Campaign Staffer Gender (Im)balance

Kevin Drum, following up on Zephyr Teachout (still the most famous grad of my high school) and Kelly Nuxoll is fretting about the relative scarcity of women in the staffs and foreign policy kitchen cabinets of presidential candidates. I’m not as worried as he is – and that’s not just because the candidate I’ve been shamelessly plugging for the past year or so will probably pick Susan Rice or Samantha Power as his National Security Adviser.
For one thing, Drum (and Teachout, and Nuxoll) only look at the upper echelons of the candidates’ advisers; campaign managers, policy directors, and finance chiefs will likely have been working as political consultants for years, and will have started at a time when the glass ceiling was far more confining than it is today. Many women at that time may have chosen to not go into the field because of its male dominance, leaving a dearth of high-level female operatives today. I think this self-selection effect for younger campaign workers has mostly ended. On the ground level, in the Obama campaign at least, the gender ratio is pretty even, and if it skews in any direction it’s towards women.

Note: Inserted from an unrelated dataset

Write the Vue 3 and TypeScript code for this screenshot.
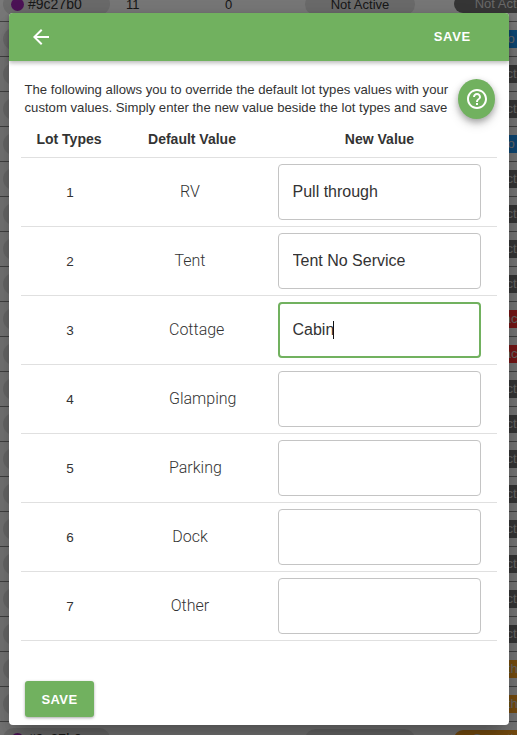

I’d posit that twenty or thirty years from now the gender ratio for campaign managers and such will be very different.
And I’m also somewhat puzzled by Kevin’s declaration that “[i]t’s time to try a little harder” in increasing the number of female foreign policy advisers. I can’t speak for any of the candidates, but I doubt that any of them, especially on the Democratic side, are consciously choosing male advisers over female ones. I think they’re selecting advisers based on their closeness to their own foreign policy views, and if they’d like them to serve in their administration. As well they should; gender should be a secondary concern to expertise and political alignment. Affirmative action at the NSC level seems so arbitrary as to be dangerous, and I don’t think there’s any real justification for it.